As for the homemade meatballs. They are super cheesy and tender. I saute them in a hot pan for only a couple of minutes on each side to get a nice crust and tons of flavor. They finish cooking in the soup which makes them super tender and also flavors the broth.
If you are short on time you can always substitute frozen or premade turkey or beef meatballs.
Best of all everything is made in one pot. I brown my meatballs, take them out of the pan and saute my veggies. Beef broth and diced tomatoes get added in and brought to a simmer. Let the soup cook for 30 minutes and add in the meatballs. Allow them to cook for an additional 10-20 minutes or until cooked all the way through.

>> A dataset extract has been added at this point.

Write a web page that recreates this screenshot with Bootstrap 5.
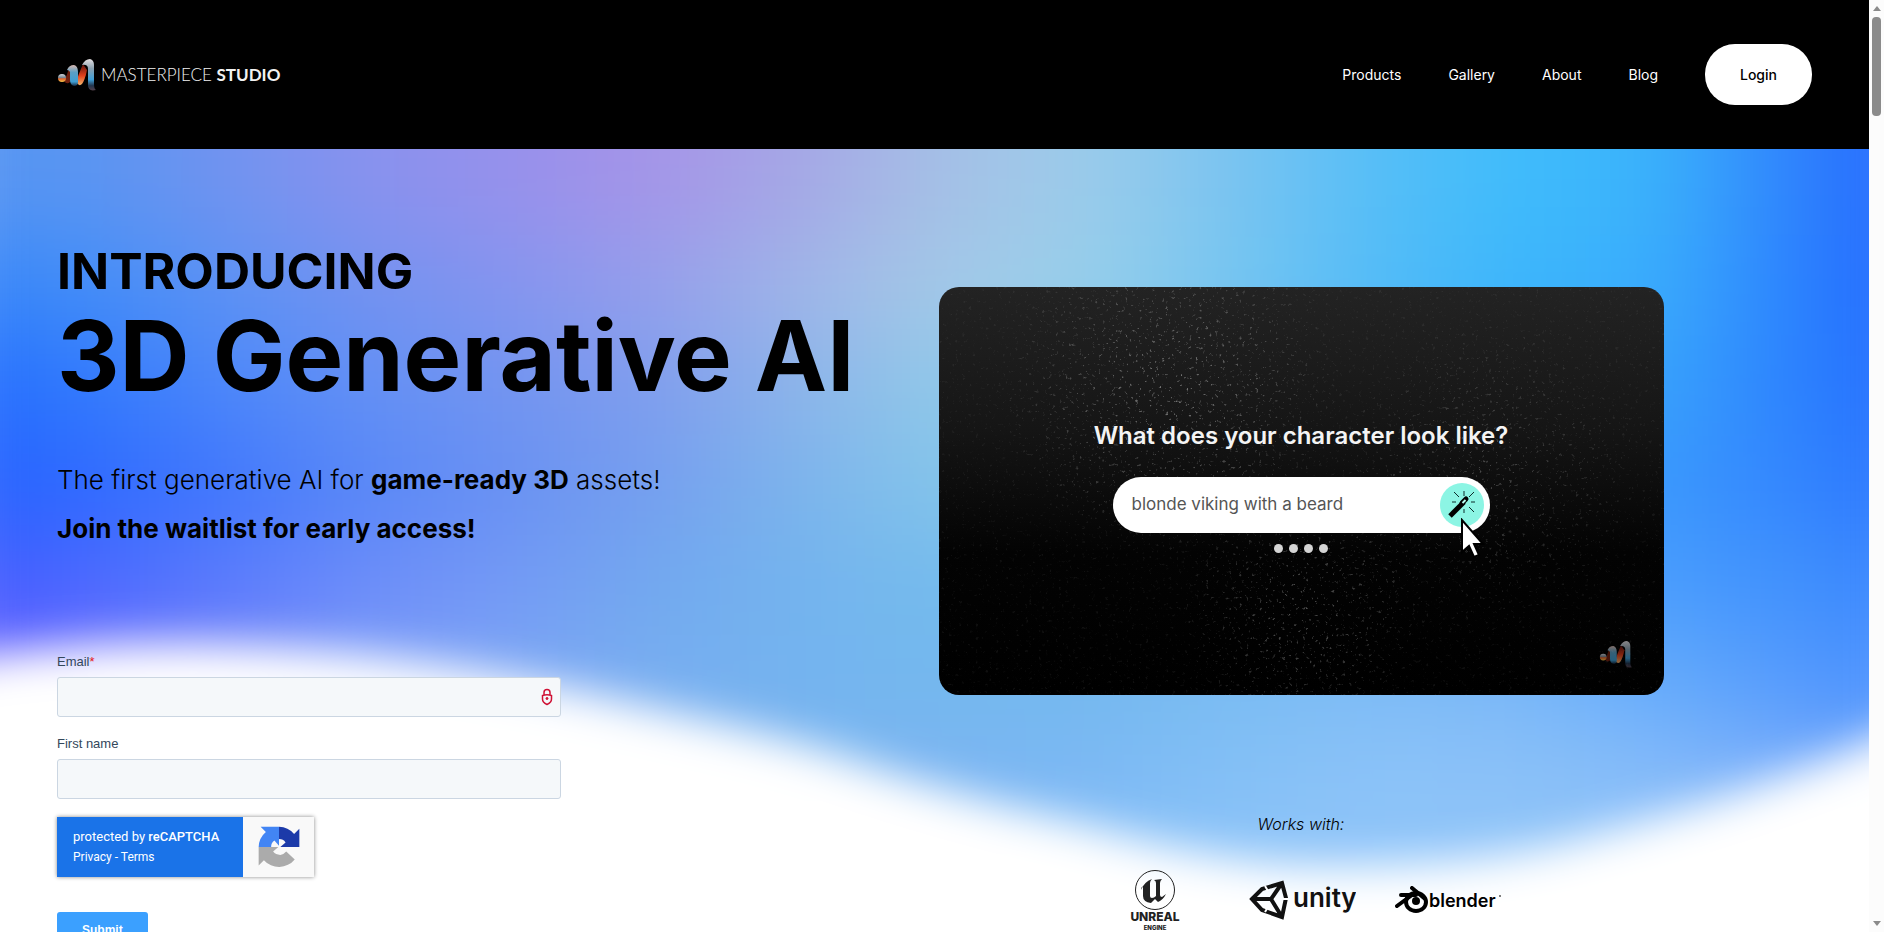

Serve this soup with fresh basil and parmesan cheese. I also recommend a side of garlic bread for soaking up the broth!
Italian Meatball Soup
- 1 pound lean ground beef
- ½ cup panko breadcrumbs
- ¼ cup parmesan cheese, grated
- 1 whole egg
- 1 teaspoon Italian seasoning
- 1 tablespoon extra virgin olive oil
- 1 onion, diced
- 3 medium carrots, diced
- 3 stalks of celery, diced
- 2 cups potatoes, diced
- 3 cloves garlic, minced
- 6 cups beef broth
- 1 (15 ounce) can fire roasted tomatoes, undrained
- 1 teaspoon Italian seasoning
- 2 bay leaves
- 1 teaspoon worcestershire sauce
- salt and pepper
- parmesan cheese for serving, if desired
- basil for serving, if desired
- Add ground beef, breadcrumbs, cheese, egg and Italian seasoning to a large bowl. Mix to combine and portion into small / medium size meatballs.
- Meanwhile heat oil in a large pot.
- Add meatballs making sure not to over crowd the pan. (I had to do two batches).
- Cook on medium high heat for 3-4 minutes on each side.
- Take meatballs out of the pan.
- Add in onion, carrots, celery and potatoes. Sauté for 3-4 minutes. (If there is not enough leftover oil from the meatballs add some more in.)
- Add in garlic and cook for an additional minute.
- Stir in broth, tomatoes, seasoning, bay leaves and Worcestershire sauce.
- Bring to a boil then simmer for 30 minutes.
- Add meatballs back to the soup and cook for an additional 15 minutes or until the meatballs are cooked all the way through and the potatoes are tender.
- Season with salt and pepper to taste.
- Serve hot with parmesan cheese and basil if desired.